Szreniawa, w trakcie przygotowań do piłkarskiej wiosny, rozegrała dziewięć gier sparingowych, w których zmierzyła się z przeciwnikami z różnych klas rozgrywkowych. Obok starcia z drugoligowymi Puszczą Niepołomice i Okocimskim Brzesko, czy też Wisłą Kraków (Młoda Ekstraklasa) sprawdzała swoją formę również z zespołami niższych lig, jak chociażby z bocheńskiej A- klasy – Żubrem Gawłówek. W meczach kontrolnych wiśniczanie odnieśli cztery zwycięstwa, ponieśli tyle samo porażek, uzyskali jeden remis. Najlepszym strzelcem drużyny w omawianym okresie był pozyskany z Puszczy Niepołomice – Daniel Jarosz – autor 8 trafień dla Szreniawy.

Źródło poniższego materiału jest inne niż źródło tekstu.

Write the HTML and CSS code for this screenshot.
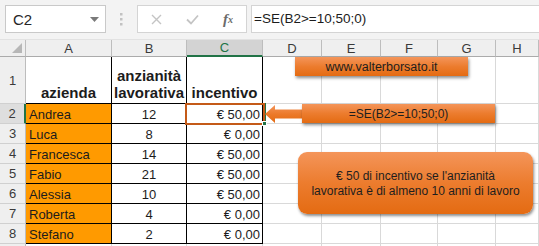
FILE: index.html
```html
<!DOCTYPE html>
<html lang="it">
<head>
<meta charset="utf-8">
<title>SE - incentivo</title>
<link rel="stylesheet" href="styles.css">
</head>
<body>
<div class="app">
  <div class="fbar">
    <div class="namebox">
      <span>C2</span>
      <svg class="dd" width="9" height="5" viewBox="0 0 9 5"><polygon points="0,0 9,0 4.5,5" fill="#7a7a7a"/></svg>
    </div>
    <div class="grip">
      <svg width="3" height="13" viewBox="0 0 3 13"><rect x="0" y="0" width="2.5" height="2.5" fill="#c2c2c2"/><rect x="0" y="5" width="2.5" height="2.5" fill="#c2c2c2"/><rect x="0" y="10" width="2.5" height="2.5" fill="#c2c2c2"/></svg>
    </div>
    <div class="fbtns">
      <span class="fb fb-x"><svg width="11" height="11" viewBox="0 0 11 11"><path d="M1 1 L10 10 M10 1 L1 10" stroke="#c4c4c4" stroke-width="1.4" fill="none"/></svg></span>
      <span class="fb fb-ok"><svg width="13" height="11" viewBox="0 0 13 11"><path d="M1 5.5 L5 9.5 L12 1.5" stroke="#c4c4c4" stroke-width="1.8" fill="none"/></svg></span>
      <span class="fb fb-fx"><i>f</i><sub>x</sub></span>
    </div>
    <div class="finput">=SE(B2&gt;=10;50;0)</div>
  </div>

  <div class="sheet">
    <div class="h corner"><span class="tri"></span></div>
    <div class="h col">A</div>
    <div class="h col">B</div>
    <div class="h col col-sel">C</div>
    <div class="h col">D</div>
    <div class="h col">E</div>
    <div class="h col">F</div>
    <div class="h col">G</div>
    <div class="h col">H</div>

    <div class="h row">1</div>
    <div class="c tb th">azienda</div>
    <div class="c tb th">anzianità<br>lavorativa</div>
    <div class="c tb th">incentivo</div>
    <div class="c"></div><div class="c"></div><div class="c"></div><div class="c"></div><div class="c"></div>

    <div class="h row row-sel">2</div>
    <div class="c tb or">Andrea</div>
    <div class="c tb num">12</div>
    <div class="c tb eur">€ 50,00</div>
    <div class="c"></div><div class="c"></div><div class="c"></div><div class="c"></div><div class="c"></div>

    <div class="h row">3</div>
    <div class="c tb or">Luca</div>
    <div class="c tb num">8</div>
    <div class="c tb eur">€ 0,00</div>
    <div class="c"></div><div class="c"></div><div class="c"></div><div class="c"></div><div class="c"></div>

    <div class="h row">4</div>
    <div class="c tb or">Francesca</div>
    <div class="c tb num">14</div>
    <div class="c tb eur">€ 50,00</div>
    <div class="c"></div><div class="c"></div><div class="c"></div><div class="c"></div><div class="c"></div>

    <div class="h row">5</div>
    <div class="c tb or">Fabio</div>
    <div class="c tb num">21</div>
    <div class="c tb eur">€ 50,00</div>
    <div class="c"></div><div class="c"></div><div class="c"></div><div class="c"></div><div class="c"></div>

    <div class="h row">6</div>
    <div class="c tb or">Alessia</div>
    <div class="c tb num">10</div>
    <div class="c tb eur">€ 50,00</div>
    <div class="c"></div><div class="c"></div><div class="c"></div><div class="c"></div><div class="c"></div>

    <div class="h row">7</div>
    <div class="c tb or">Roberta</div>
    <div class="c tb num">4</div>
    <div class="c tb eur">€ 0,00</div>
    <div class="c"></div><div class="c"></div><div class="c"></div><div class="c"></div><div class="c"></div>

    <div class="h row">8</div>
    <div class="c tb or">Stefano</div>
    <div class="c tb num">2</div>
    <div class="c tb eur">€ 0,00</div>
    <div class="c"></div><div class="c"></div><div class="c"></div><div class="c"></div><div class="c"></div>

    <div class="h row"></div>
    <div class="c"></div><div class="c"></div><div class="c"></div>
    <div class="c"></div><div class="c"></div><div class="c"></div><div class="c"></div><div class="c"></div>
  </div>

  <div class="sel"></div>
  <div class="sel-edge"></div>
  <div class="sel-handle"></div>

  <div class="shape shape-url">www.valterborsato.it</div>
  <svg class="arrow" width="40" height="20" viewBox="0 0 40 20">
    <defs>
      <linearGradient id="ag" x1="0" y1="0" x2="0" y2="1">
        <stop offset="0" stop-color="#f4955a"/>
        <stop offset="0.5" stop-color="#ec7a2b"/>
        <stop offset="1" stop-color="#e36a10"/>
      </linearGradient>
    </defs>
    <polygon points="1,10 11,1 11,5.5 40,5.5 40,14.5 11,14.5 11,19" fill="url(#ag)"/>
  </svg>
  <div class="shape shape-formula">=SE(B2&gt;=10;50;0)</div>
  <div class="shape shape-note">€ 50 di incentivo se l'anzianità<br>lavorativa è di almeno 10 anni di lavoro</div>
</div>
</body>
</html>
```

FILE: styles.css
```css
* { box-sizing: border-box; }

body {
  margin: 0;
  font-family: "Liberation Sans", Arial, sans-serif;
  background: #ffffff;
  color: #1c1c1c;
}

.app {
  position: relative;
  width: 539px;
  height: 246px;
  overflow: hidden;
  background: #ffffff;
}

/* ---------- formula bar ---------- */
.fbar {
  height: 40px;
  background: #f3f3f3;
  display: flex;
  align-items: flex-start;
  padding: 5px 0 0 5px;
  border-bottom: 1px solid #e2e2e2;
}

.namebox {
  width: 101px;
  height: 28px;
  background: #ffffff;
  border: 1px solid #c9c9c9;
  display: flex;
  align-items: center;
  justify-content: space-between;
  padding: 0 6px 0 7px;
  font-size: 15px;
  color: #262626;
}

.grip {
  width: 31px;
  height: 28px;
  display: flex;
  align-items: center;
  justify-content: center;
}

.fbtns {
  width: 110px;
  height: 28px;
  background: #ffffff;
  border: 1px solid #d4d4d4;
  display: flex;
  align-items: center;
}

.fb {
  display: flex;
  align-items: center;
  justify-content: center;
  height: 26px;
}
.fb-x { width: 37px; }
.fb-ok { width: 35px; }
.fb-fx {
  width: 36px;
  font-family: "Liberation Serif", "Times New Roman", serif;
  color: #6b6b6b;
  font-size: 15px;
  font-weight: bold;
}
.fb-fx i { font-style: italic; }
.fb-fx sub { font-size: 10px; font-style: italic; vertical-align: -1px; }

.finput {
  flex: 1;
  height: 28px;
  margin-left: 4px;
  background: #ffffff;
  border: 1px solid #d4d4d4;
  border-right: none;
  padding: 0 0 0 2px;
  font-size: 13.5px;
  line-height: 26px;
  color: #1c1c1c;
  white-space: nowrap;
}

/* ---------- sheet grid ---------- */
.sheet {
  display: grid;
  grid-template-columns: 26px 86px 75px 76px 59px 59px 57px 58px 1fr;
  grid-template-rows: 17px 47px repeat(9, 20px);
}

.h {
  background: #efefef;
  border-right: 1px solid #bdbdbd;
  border-bottom: 1px solid #ababab;
  color: #3a3a3a;
  font-size: 13px;
  display: flex;
  align-items: center;
  justify-content: center;
}

.corner {
  position: relative;
}
.tri {
  position: absolute;
  right: 3px;
  bottom: 3px;
  width: 0;
  height: 0;
  border-left: 10px solid transparent;
  border-bottom: 10px solid #b7b7b7;
}

.col-sel {
  background: #d3d3d3;
  color: #217346;
  border-bottom: 2px solid #217346;
}

.row { border-bottom-color: #d0d0d0; }
.row-sel {
  background: #dedede;
  border-right: 2px solid #217346;
}

.c {
  border-right: 1px solid #d9d9d9;
  border-bottom: 1px solid #d9d9d9;
  font-size: 13px;
  display: flex;
  align-items: center;
  padding: 1px 3px 0;
  white-space: nowrap;
  color: #1c1c1c;
}

.tb {
  border-right-color: #000000;
  border-bottom-color: #000000;
}

.th {
  font-weight: bold;
  font-size: 15px;
  line-height: 17px;
  text-align: center;
  justify-content: center;
  align-items: flex-end;
  padding-bottom: 2px;
}

.or { background: #ff9a00; }
.num { justify-content: center; }
.eur { justify-content: flex-end; padding-right: 2px; }

/* ---------- selection ---------- */
.sel {
  position: absolute;
  left: 185px;
  top: 103px;
  width: 80px;
  height: 22px;
  border: 2px solid #c45a18;
}
.sel-edge {
  position: absolute;
  left: 265px;
  top: 103px;
  width: 1px;
  height: 19px;
  background: #217346;
}
.sel-handle {
  position: absolute;
  left: 262px;
  top: 121px;
  width: 5px;
  height: 5px;
  background: #217346;
  border: 1px solid #ffffff;
}

/* ---------- shapes ---------- */
.shape {
  position: absolute;
  display: flex;
  align-items: center;
  justify-content: center;
  text-align: center;
  color: #1e1e1e;
  background: linear-gradient(to bottom, #f4955a 0%, #ec7c2e 50%, #e46b12 100%);
  box-shadow: 1px 2px 3px rgba(0, 0, 0, 0.45);
  white-space: nowrap;
}

.shape-url {
  left: 295px;
  top: 57px;
  width: 173px;
  height: 19px;
  font-size: 12.5px;
}

.shape-formula {
  left: 302px;
  top: 104px;
  width: 193px;
  height: 19px;
  font-size: 12px;
}

.arrow {
  position: absolute;
  left: 264px;
  top: 104px;
}

.shape-note {
  left: 298px;
  top: 152px;
  width: 235px;
  height: 62px;
  border-radius: 9px;
  font-size: 12px;
  line-height: 15px;
  padding-top: 2px;
}
```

Na uwagę zasługują również cztery bramki zdobyte przez nominalnego obrońcę – Arkadiusza Garzeła.
Wyniki sparingów:
Przeciszovia Przeciszów – Szreniawa Nowy Wiśnicz 2:5 (2:2)
Szreniawa Nowy Wiśnicz – Limanovia Limanowa 1:3 (0:2)
Szreniawa Nowy Wiśnicz – Puszcza Niepołomice 1:4 (1:1)
Szreniawa Nowy Wiśnicz – Sokół Kocmyrzów 1:2 (1:0)
Szreniawa Nowy Wiśnicz – Żubr Gawłówek 11:1 (2:1)
Szreniawa Nowy Wiśnicz – Lotnik Kryspinów 3:1 (2:0)
Szreniawa Nowy Wiśnicz – Górnik Wieliczka 4:1 (1:0)
Szreniawa Nowy Wiśnicz – Wisła Kraków ME 3:4 (2:1)
Szreniawa Nowy Wiśnicz – Okocimski Brzesko 1:1 (1:0)
Co nas czeka?
Po pierwszych meczach rundy jesiennej, kiedy wiśniczanie wygrywali mecz za meczem marzenia kibiców wybiegały juz poza tę klasę rozgrywkową. Proza życia – typowa ligowa młócka, gdzie każdy może przegrać z każdym, a następnie dołek formy spowodowały, że Szreniawa zakończyła pierwszą część sezonu na siódmym miejscu. Jak poradzi sobie zespół trenera Sieklińskiego w drugiej odsłonie trzecioligowego sezonu? Jak poradzą sobie nowo pozyskani podopieczni Dariusza Sieklińskiego? Wydaje się jednak , że Szreniawa powinna wiosną wspiąć się w górę ligowej tabeli, potwierdzając tym samym jakość rozpoczętego przed kilkoma laty procesu budowy solidnego zespołu. Czy tak się stanie? Zobaczymy już za kilka tygodni. Zapraszamy na stadiony.